Recently, even more testing has been added with the use of cell-aware test, which targets defects at the transistor level, inside standard cells. Cell-aware test is being rapidly adopted because it significantly improves defect detection. However, it also adds to the test volume problem that compression technologies are always trying to control.
Figure 1 illustrates the incremental advances in compression technology, normalizing a design in 2000 and showing the exponential design scaling of Moore’s law. Notice that around 2004, transition patterns were adopted by industry, which added another 1.5x on top of the traditional stuck-at pattern size.
Source: Keynote delivered by Walden Rhines at the 2016 International Test Conference
Some of the design scaling we’ve seen over the last decade has been due to more and more integration of functions into single devices, often with duplicate blocks. In response, compression technology introduced better handling of broadcasting to duplicate blocks. Then in 2014, compression technology added channel sharing, where multiple non-identical blocks can share the majority of tester channels in parallel. In 2016, along with the quick adoption of cell-aware test, which can increase pattern size by 70%, we have the latest innovation in compression in a new type of test point that specifically reduces compression ATPG pattern count. Previous test-point approaches might provide an incremental improvement, but the new test points using advanced analysis and efficient algorithms are proven to provide 3-4x additional compression. This helps offset the recent additional pattern growth with cell-aware test.2
The EDA industry and its technology partners have done a great job keeping up with design scaling and pattern type demands, improving algorithms, and inventing whole new approaches. As shown in Figure 1, the cumulative compression compared to the capabilities in 2000 is over 1,000x better. What will be the next great test innovation to enable further scaling? Further innovations are in the works, but there remains some low-hanging fruit in improving test flows and methodologies to better align with the way SoCs are designed. In many companies’ test flow, the DFT work is done late in the design cycle, after all the blocks of the SoC are done. Rather than waiting until the entire SoC design is finished before starting DFT, why not complete DFT and ATPG as each block is ready? A hierarchical DFT methodology, which breaks big designs into separate blocks for ATPG and then reuses and retargets the test to the full design later, often provides an additional 2x or better improvement in test compression. This is not a new methodology, but the EDA industry has developed new technologies to make it efficient. With new test software, it is easy to directly reuse patterns created at the block level. Block-level patterns are retargeted to the top level independent of the top-level design variations, automatically adjusting for pipelines and merging independently-created block patterns together where desired.
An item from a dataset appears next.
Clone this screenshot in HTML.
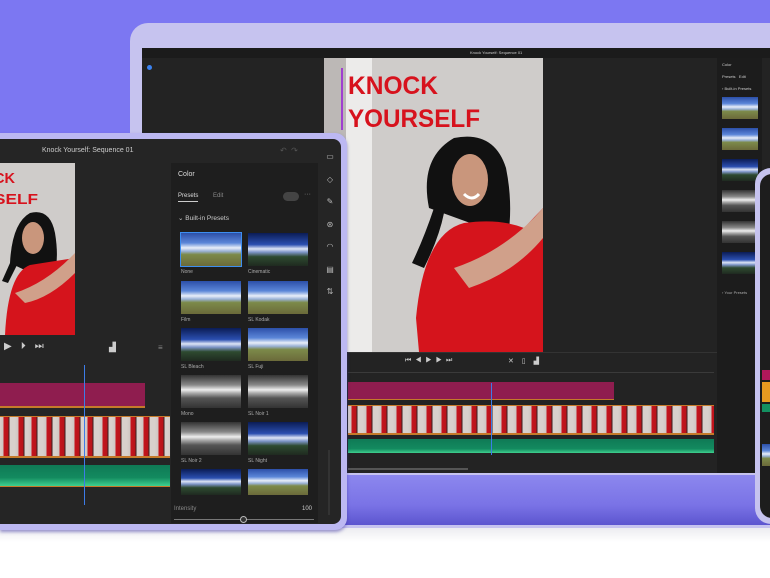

In the face of numerous potential crises in testing IC over the last 40 years, the EDA industry has always pulled off advances in test flows and technologies to keep pace with design scaling. The pipeline for inventions in test technology is not slowing down, so don’t worry about silicon test being the downfall of semiconductor progress in the future.
- G. Aldrich, B. Cory, “Improving Test Quality and Reducing Escapes,” Proceedings of the Fabless Forum, Fabless Semiconductor Association, 2003, pp. 34-35.
- J. Rajski, M. Kassab, N. Mukherjee, N. Tamarapalli, “Embedded Deterministic Test for Low-Cost Manufacturing,” IEEE Design & Test of Computers, 2003.
- C. Acero, F. Hapke, et al., “On New Test Points for Compact Cell-Aware Tests,” IEEE Design & Test, 2016.